Interview : « Nous sommes laissés pour compte », se plaint Martin Ferdinand Gomou, pompiste

1 week ago
LES CHIMPANZÉS DE BOSSOU -GUINEE

Le chef de piste de la station Star Oil d’Enco, près de 30 ans de service, confie à notre rédaction les risques qu’encourent les pompistes.

Le Lynx : Parlez-nous de votre parcours

Martin Ferdinand Gomou : J’ai fait la mécanique automobile en Côte d’Ivoire. À mon retour en Guinée, j’ai postulé pour un stage d’un mois à Elf qui m’a retenu et m’a formé. Depuis 1995, j’effectue le métier de pompiste, d’abord avec Elf et quand Elf et Total ont fusionné, je suis resté avec Total pendant longtemps avant de continuer avec Star Oil.
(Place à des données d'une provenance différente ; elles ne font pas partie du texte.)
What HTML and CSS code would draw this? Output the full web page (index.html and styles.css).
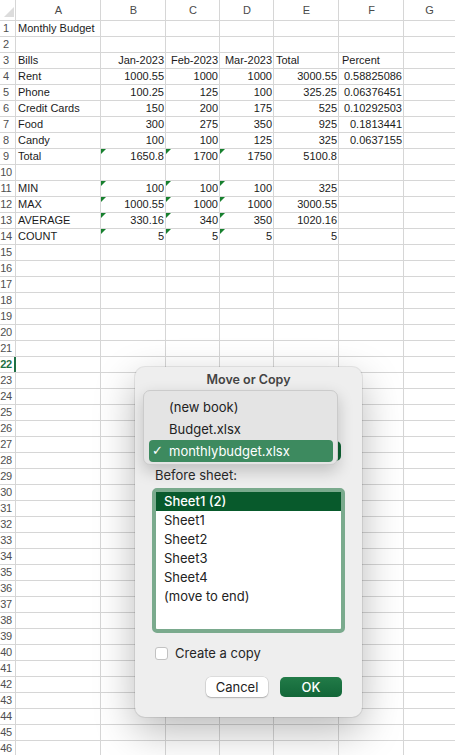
FILE: index.html
```html
<!DOCTYPE html>
<html>
<head>
<meta charset="utf-8">
<title>Monthly Budget</title>
<link rel="stylesheet" href="styles.css">
</head>
<body>
<div class="sheet">
  <div class="row hdr"><div class="corner"><span class="ctri"></span></div><div class="ch">A</div><div class="ch">B</div><div class="ch">C</div><div class="ch">D</div><div class="ch">E</div><div class="ch">F</div><div class="ch">G</div></div>
  <div class="row"><div class="rh"><span>1</span></div><div class="c">Monthly Budget</div></div>
  <div class="row"><div class="rh"><span>2</span></div></div>
  <div class="row"><div class="rh"><span>3</span></div><div class="c">Bills</div><div class="c n">Jan-2023</div><div class="c n">Feb-2023</div><div class="c n">Mar-2023</div><div class="c">Total</div><div class="c p">Percent</div></div>
  <div class="row"><div class="rh"><span>4</span></div><div class="c">Rent</div><div class="c n">1000.55</div><div class="c n">1000</div><div class="c n">1000</div><div class="c n">3000.55</div><div class="c n">0.58825086</div></div>
  <div class="row"><div class="rh"><span>5</span></div><div class="c">Phone</div><div class="c n">100.25</div><div class="c n">125</div><div class="c n">100</div><div class="c n">325.25</div><div class="c n">0.06376451</div></div>
  <div class="row"><div class="rh"><span>6</span></div><div class="c">Credit Cards</div><div class="c n">150</div><div class="c n">200</div><div class="c n">175</div><div class="c n">525</div><div class="c n">0.10292503</div></div>
  <div class="row"><div class="rh"><span>7</span></div><div class="c">Food</div><div class="c n">300</div><div class="c n">275</div><div class="c n">350</div><div class="c n">925</div><div class="c n">0.1813441</div></div>
  <div class="row"><div class="rh"><span>8</span></div><div class="c">Candy</div><div class="c n">100</div><div class="c n">100</div><div class="c n">125</div><div class="c n">325</div><div class="c n">0.0637155</div></div>
  <div class="row"><div class="rh"><span>9</span></div><div class="c">Total</div><div class="c n t">1650.8</div><div class="c n t">1700</div><div class="c n t">1750</div><div class="c n">5100.8</div></div>
  <div class="row"><div class="rh"><span>10</span></div></div>
  <div class="row"><div class="rh"><span>11</span></div><div class="c">MIN</div><div class="c n t">100</div><div class="c n t">100</div><div class="c n t">100</div><div class="c n">325</div></div>
  <div class="row"><div class="rh"><span>12</span></div><div class="c">MAX</div><div class="c n t">1000.55</div><div class="c n t">1000</div><div class="c n t">1000</div><div class="c n">3000.55</div></div>
  <div class="row"><div class="rh"><span>13</span></div><div class="c">AVERAGE</div><div class="c n t">330.16</div><div class="c n t">340</div><div class="c n t">350</div><div class="c n">1020.16</div></div>
  <div class="row"><div class="rh"><span>14</span></div><div class="c">COUNT</div><div class="c n t">5</div><div class="c n t">5</div><div class="c n t">5</div><div class="c n">5</div></div>
  <div class="row"><div class="rh"><span>15</span></div></div>
  <div class="row"><div class="rh"><span>16</span></div></div>
  <div class="row"><div class="rh"><span>17</span></div></div>
  <div class="row"><div class="rh"><span>18</span></div></div>
  <div class="row"><div class="rh"><span>19</span></div></div>
  <div class="row"><div class="rh"><span>20</span></div></div>
  <div class="row"><div class="rh"><span>21</span></div></div>
  <div class="row"><div class="rh sel"><span>22</span></div></div>
  <div class="row"><div class="rh"><span>23</span></div></div>
  <div class="row"><div class="rh"><span>24</span></div></div>
  <div class="row"><div class="rh"><span>25</span></div></div>
  <div class="row"><div class="rh"><span>26</span></div></div>
  <div class="row"><div class="rh"><span>27</span></div></div>
  <div class="row"><div class="rh"><span>28</span></div></div>
  <div class="row"><div class="rh"><span>29</span></div></div>
  <div class="row"><div class="rh"><span>30</span></div></div>
  <div class="row"><div class="rh"><span>31</span></div></div>
  <div class="row"><div class="rh"><span>32</span></div></div>
  <div class="row"><div class="rh"><span>33</span></div></div>
  <div class="row"><div class="rh"><span>34</span></div></div>
  <div class="row"><div class="rh"><span>35</span></div></div>
  <div class="row"><div class="rh"><span>36</span></div></div>
  <div class="row"><div class="rh"><span>37</span></div></div>
  <div class="row"><div class="rh"><span>38</span></div></div>
  <div class="row"><div class="rh"><span>39</span></div></div>
  <div class="row"><div class="rh"><span>40</span></div></div>
  <div class="row"><div class="rh"><span>41</span></div></div>
  <div class="row"><div class="rh"><span>42</span></div></div>
  <div class="row"><div class="rh"><span>43</span></div></div>
  <div class="row"><div class="rh"><span>44</span></div></div>
  <div class="row"><div class="rh"><span>45</span></div></div>
  <div class="row"><div class="rh"><span>46</span></div></div>
</div>

<div class="dlg">
  <div class="ttl">Move or Copy</div>
  <div class="pop"><span class="arr"></span></div>
  <div class="lbl">Before sheet:</div>
  <div class="list">
    <div class="it sel">Sheet1 (2)</div>
    <div class="it">Sheet1</div>
    <div class="it">Sheet2</div>
    <div class="it">Sheet3</div>
    <div class="it">Sheet4</div>
    <div class="it">(move to end)</div>
  </div>
  <div class="chk"><span class="box"></span><span>Create a copy</span></div>
  <div class="btns"><div class="btn cancel">Cancel</div><div class="btn ok">OK</div></div>

  <div class="menu">
    <div class="mi"><span class="ck"></span>(new book)</div>
    <div class="mi"><span class="ck"></span>Budget.xlsx</div>
    <div class="mi on"><span class="ck">✓</span>monthlybudget.xlsx</div>
  </div>
</div>
</body>
</html>
```
FILE: styles.css
```css
* { box-sizing: border-box; margin: 0; padding: 0; }
html, body { width: 455px; height: 755px; overflow: hidden; background: #fff; }
body { font-family: "Liberation Sans", Arial, sans-serif; position: relative; }

.sheet {
  width: 455px;
  height: 755px;
  overflow: hidden;
  font-size: 11px;
  color: #1b1b1b;
  background-image:
    linear-gradient(#d6d6d6, #d6d6d6), linear-gradient(#d6d6d6, #d6d6d6),
    linear-gradient(#d6d6d6, #d6d6d6), linear-gradient(#d6d6d6, #d6d6d6),
    linear-gradient(#d6d6d6, #d6d6d6), linear-gradient(#d6d6d6, #d6d6d6),
    linear-gradient(#d6d6d6, #d6d6d6);
  background-size: 1px 100%;
  background-repeat: no-repeat;
  background-position: 15px 0, 100px 0, 165px 0, 219px 0, 273px 0, 338px 0, 403px 0;
}

.row {
  display: grid;
  grid-template-columns: 16px 85px 65px 54px 54px 65px 65px 51px;
  height: 16px;
  line-height: 15px;
  border-bottom: 1px solid #d6d6d6;
}
.row.hdr { height: 21px; line-height: 20px; }

.corner { display: flex; align-items: flex-end; justify-content: flex-end; padding: 0 2px 3px 0; }
.ctri { width: 0; height: 0; border-left: 10px solid transparent; border-bottom: 10px solid #dcdcdc; }
.ch { text-align: center; color: #4a4a4a; }

.rh { color: #4f4f4f; }
.rh span { display: block; width: 12px; text-align: center; letter-spacing: -0.3px; }
.rh.sel { box-shadow: inset -2px 0 #1d7044; color: #1d7044; font-weight: bold; }

.c { position: relative; padding: 0 2px; white-space: nowrap; }
.c.n { text-align: right; padding-right: 2px; }
.c.p { padding-left: 3px; }
.c.t::before {
  content: "";
  position: absolute;
  left: 0;
  top: 0;
  border-top: 5px solid #17802e;
  border-right: 5px solid transparent;
}

/* dialog */
.dlg {
  position: absolute;
  left: 135px;
  top: 367px;
  width: 227px;
  height: 350px;
  padding: 0 17px 20px 17px;
  display: flex;
  flex-direction: column;
  background: #eeeeee;
  border-radius: 10px;
  box-shadow: 0 0 0 1px rgba(0,0,0,0.08), 0 14px 40px rgba(0,0,0,0.28);
  font-family: Inter, "Liberation Sans", sans-serif;
  font-size: 13px;
  color: #262626;
}
.ttl { height: 26px; line-height: 26px; text-align: center; font-size: 12.5px; font-weight: 600; color: #444; }
.pop {
  margin-top: 48px;
  height: 20px;
  margin-right: 4px;
  display: flex;
  justify-content: flex-end;
  background: #fff;
  border-radius: 5px;
}
.arr { width: 16px; height: 20px; background: #0f6233; border-radius: 0 5px 5px 0; }
.lbl { margin-top: 6px; line-height: 16px; padding-left: 3px; color: #2a2a2a; }
.list {
  margin-top: 5px;
  height: 145px;
  border: 4px solid #7aaa8d;
  border-radius: 5px;
  background: #fff;
}
.it { height: 19px; line-height: 19px; padding-left: 8px; color: #222; }
.it.sel { background: #085a2c; color: #fff; font-weight: 500; }
.chk { margin-top: 14px; height: 13px; display: flex; align-items: center; gap: 7px; padding-left: 3px; line-height: 13px; }
.box { width: 13px; height: 13px; border: 1px solid #c2c2c2; border-radius: 3px; background: #fff; }
.btns { margin-top: 17px; display: flex; justify-content: flex-end; gap: 12px; padding-right: 3px; }
.btn { width: 62px; height: 20px; line-height: 20px; border-radius: 5px; text-align: center; }
.cancel { background: #fff; color: #222; box-shadow: 0 0 0 0.5px rgba(0,0,0,0.14), 0 1px 1.5px rgba(0,0,0,0.2); }
.ok { background: linear-gradient(#227b48, #126638); color: #fff; font-weight: 500; }

.menu {
  position: absolute;
  left: 8px;
  top: 23px;
  width: 195px;
  height: 75px;
  padding: 5px 4px 2px 5px;
  background: #e4e4e4;
  border: 1px solid #cbcbcb;
  border-radius: 7px;
  box-shadow: 0 6px 16px rgba(0,0,0,0.2);
}
.mi { height: 22px; line-height: 22px; display: flex; padding-left: 3px; border-radius: 4px; color: #222; }
.mi .ck { width: 17px; font-family: "DejaVu Sans", sans-serif; font-size: 13px; font-weight: bold; }
.mi.on { background: #3d8a5f; color: #fff; }
```
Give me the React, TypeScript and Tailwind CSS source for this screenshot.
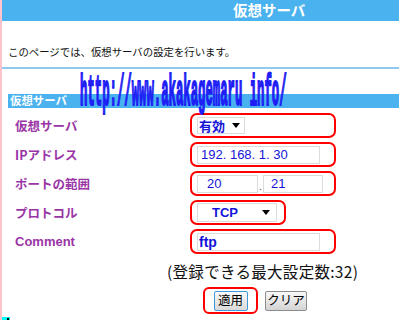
import React from "react";

const jp = { fontFamily: '"MS UI Gothic","Noto Sans CJK JP","Noto Sans",sans-serif' };

function Box({ w, children }: { w: string; children: React.ReactNode }) {
  return (
    <div className={`${w} h-[25px] border-2 border-[#ff0000] rounded-[7px] flex items-center pl-[5px]`}>
      {children}
    </div>
  );
}

function Row({ label, children, latin }: { label: string; children: React.ReactNode; latin?: boolean }) {
  return (
    <div className="flex items-center h-[25px]">
      <div
        className={`w-[188px] pl-[13px] font-bold text-[#9a35a6] leading-[16px] ${latin ? "text-[13px]" : "text-[12.5px]"}`}
        style={latin ? { fontFamily: '"Liberation Sans",Arial,sans-serif' } : jp}
      >
        {label}
      </div>
      {children}
    </div>
  );
}

const Arrow = () => (
  <svg width="8" height="5" viewBox="0 0 8 5" className="block">
    <path d="M0 0 H8 L4 5 Z" fill="#000" />
  </svg>
);

export default function App() {
  const blue = { fontFamily: '"Liberation Sans",Arial,"Noto Sans CJK JP",sans-serif' };
  return (
    <div className="relative w-[399px] h-[320px] bg-white flex overflow-hidden">
      <div className="w-[2px] shrink-0 bg-[#ffc3cc]" />
      <div className="flex-1 flex flex-col">
        <div className="h-[21px] bg-[#4ab2ee] flex items-center pl-[231px]">
          <span className="text-white font-bold text-[14.5px] leading-none" style={jp}>
            仮想サーバ
          </span>
        </div>
        <div className="h-[46px] pl-[6px] pt-[24px] text-[10.4px] leading-[14px] text-[#111]" style={jp}>
          このページでは、仮想サーバの設定を行います。
        </div>
        <div className="h-[2px] bg-[#8ec9f0]" />
        <div className="h-[25px]" />
        <div className="ml-[6px] h-[14px] bg-[#4ab2ee] flex items-center pl-[2px]">
          <span className="text-white font-bold text-[11.4px] leading-none" style={jp}>
            仮想サーバ
          </span>
        </div>
        <div className="mt-[5px] flex flex-col gap-[4px]">
          <Row label="仮想サーバ">
            <Box w="w-[146px]">
              <div className="w-[48px] h-[17px] border border-[#dcdcdc] bg-white flex items-center justify-between pl-[1px] pr-[4px]">
                <span className="text-[13px] font-bold text-[#1414d8] leading-none" style={jp}>
                  有効
                </span>
                <Arrow />
              </div>
            </Box>
          </Row>
          <Row label="IPアドレス">
            <Box w="w-[146px]">
              <div className="w-[123px] h-[18px] border border-[#dcdcdc] bg-white flex items-center pl-[3px]">
                <span className="text-[13px] text-[#1414d8] leading-none" style={blue}>
                  192. 168. 1. 30
                </span>
              </div>
            </Box>
          </Row>
          <Row label="ポートの範囲">
            <Box w="w-[146px]">
              <div className="w-[61px] h-[18px] border border-[#dcdcdc] bg-white flex items-center pl-[9px]">
                <span className="text-[13px] text-[#1414d8] leading-none" style={blue}>
                  20
                </span>
              </div>
              <span className="w-[5px] text-center text-[9px] leading-none self-end mb-[3px] text-[#333]">.</span>
              <div className="w-[60px] h-[18px] border border-[#dcdcdc] bg-white flex items-center pl-[7px]">
                <span className="text-[13px] text-[#1414d8] leading-none" style={blue}>
                  21
                </span>
              </div>
            </Box>
          </Row>
          <Row label="プロトコル">
            <Box w="w-[96px]">
              <div className="w-[80px] h-[19px] border border-[#dcdcdc] bg-white flex items-center justify-between pl-[14px] pr-[6px]">
                <span className="text-[13px] font-bold text-[#1414d8] leading-none" style={blue}>
                  TCP
                </span>
                <Arrow />
              </div>
            </Box>
          </Row>
          <Row label="Comment" latin>
            <Box w="w-[146px]">
              <div className="w-[123px] h-[18px] border border-[#dcdcdc] bg-white flex items-center pl-[1px]">
                <span className="text-[14px] font-bold text-[#1414d8] leading-none" style={blue}>
                  ftp
                </span>
              </div>
            </Box>
          </Row>
        </div>
        <div className="mt-[8px] pl-[165px] text-[15.5px] leading-[18px] text-[#111] tracking-[0.3px]" style={jp}>
          (登録できる最大設定数:32)
        </div>
        <div className="mt-[7px] flex items-center pl-[201px] gap-[7px]">
          <div className="w-[55px] h-[27px] border-2 border-[#ff0000] rounded-[6px] flex items-center justify-center">
            <div className="w-[34px] h-[20px] border border-[#3d9bdc] rounded-[2px] bg-gradient-to-b from-[#fafafa] to-[#d9d9d9] flex items-center justify-center">
              <span className="text-[12.5px] leading-none text-black" style={jp}>適用</span>
            </div>
          </div>
          <div className="w-[42px] h-[20px] border border-[#8c8c8c] rounded-[2px] bg-gradient-to-b from-[#f8f8f8] to-[#d4d4d4] flex items-center justify-center">
            <span className="text-[12.5px] leading-none text-black" style={jp}>クリア</span>
          </div>
        </div>
      </div>
      <div
        className="absolute left-[80px] top-[72px] pointer-events-none text-[12.3px] leading-[12px] font-bold text-[#1e1ef5] origin-top-left [transform:scaleY(3.67)] [-webkit-text-stroke:0.6px_#1e1ef5] whitespace-pre"
        style={{ fontFamily: '"Liberation Mono","DejaVu Sans Mono",monospace' }}
      >
        http://www.akakagemaru info/
      </div>
      <div className="absolute left-[2px] bottom-0 w-[8px] h-[3px] bg-[#00ffff]">
        <div className="ml-[5px] mt-[1px] w-[2px] h-[2px] bg-black" />
      </div>
    </div>
  );
}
J’ai effectué depuis 1995 tous les secteurs de métier de pompiste : entretien, réparation de voitures, distribution du carburant à la pompe. 

Votre travail vous expose à la pollution des engins, au contact permanent avec le gaz. Rien de bon pour la santé.  

Il y a beaucoup de risques sanitaires. Tout le monde sait que nous vendons un produit gazeux, donc toxique. Nous courons aussi des risques sanitaires liés à la pollution des engins roulants. Si par inattention on touche les produits, il y a des effets. Cela nous donnerait des maladies. Il y a en premier lieu les maladies pulmonaires. On aspire tout le temps le gaz, ce qui cause des problèmes cardiaques. Se tenir debout tout le temps a des effets sur le dos. Après une journée au boulot, on utilise de l’eau chaude pour le bain, sinon nos pieds enflent. Nous avons également des problèmes d’yeux qui sont des conséquences non seulement du gaz, mais également du papier qu’on utilise. Enfin, notre teint se détériore tout le temps.

Avez-vous contracté une de ces maladies ?

J’aides fréquents maux de ventre. Je tousse. Je ne puis vous raconter tout ce que les médecins disent, mais sachez que j’ai développé beaucoup de maladies dues à mon travail. Par exemple, je traîne une bronchite depuis des années.  

Les agents et marqueteurs sont au courant de ces risques ?  

Ils nous en parlent lors de nos formations. Tout est mentionné, même dans les manifestes avec lesquels nous travaillons. C’est écrit et tout le monde est conscient que nous travaillons avec des produits toxiques. Les risques sanitaires sont élevés.

Ils ont quand-même des obligations envers vous ?

Normalement, ils doivent nous fournir deux tenues, deux paires de sécurité et des masques tous les six mois. Par ailleurs, ils doivent nous approvisionner en lait quotidiennement, pour minimiser les conséquences de la pollution dégagée par les engins et éviter les maladies pulmonaires très graves. Avec les produits toxiques, il faut purifier tout le temps le cœur.

Les patrons remplissent-ils ces obligations ?

Non. La tenue est perçue comme une obligation d’image par eux. Parce que cela rend particulier et distinctif le travailleur. À Total par exemple, on obtenait les tenues comme indiqué. Mais à Star Oil, cela fait défaut. Je ne peux vous dire combien de fois, mais deux tenues par semestre n’ont jamais été respectées. Pour ce qui est du lait, pendant mes 28 ans de service, je n’en ai jamais reçu.

Avez-vous où vous plaindre ?

Je ne sais pas, mais il faut que l’État essaye de voir cet aspect. Nous sommes des travailleurs acharnés qui font un métier très important dans la société. Si nos mesures de sécurité ne sont pas respectées, l’État doit contraindre les gérants à réunir le minimum de conditions de travail. Surtout que nos salaires ne couvrent pas nos soins.  Le salaire initial d’un pompiste dans une station de service est de 700 000 GNF. Il nous a fallu battre le pavé pour l’obtenir. Il y a quelques années, on était payé à 500 000 GNF. Cela ne peut même pas couvrir nos charges familiales, à plus forte raison les soins médicaux.

Votre syndicat fait quoi pour faire respecter vos droits ?

Avant, notre syndicat était fort et les travailleurs s’y reconnaissaient. Mais, depuis 2021, il n’y a pas de réunion entre les travailleurs. Cela est intervenu après plusieurs faux pas du bureau en place d’alors. Actuellement, nous sommes laissés pour compte. Pas de syndicats. Aucun service public pour s’intéresser à nos difficultés. C’est la triste réalité.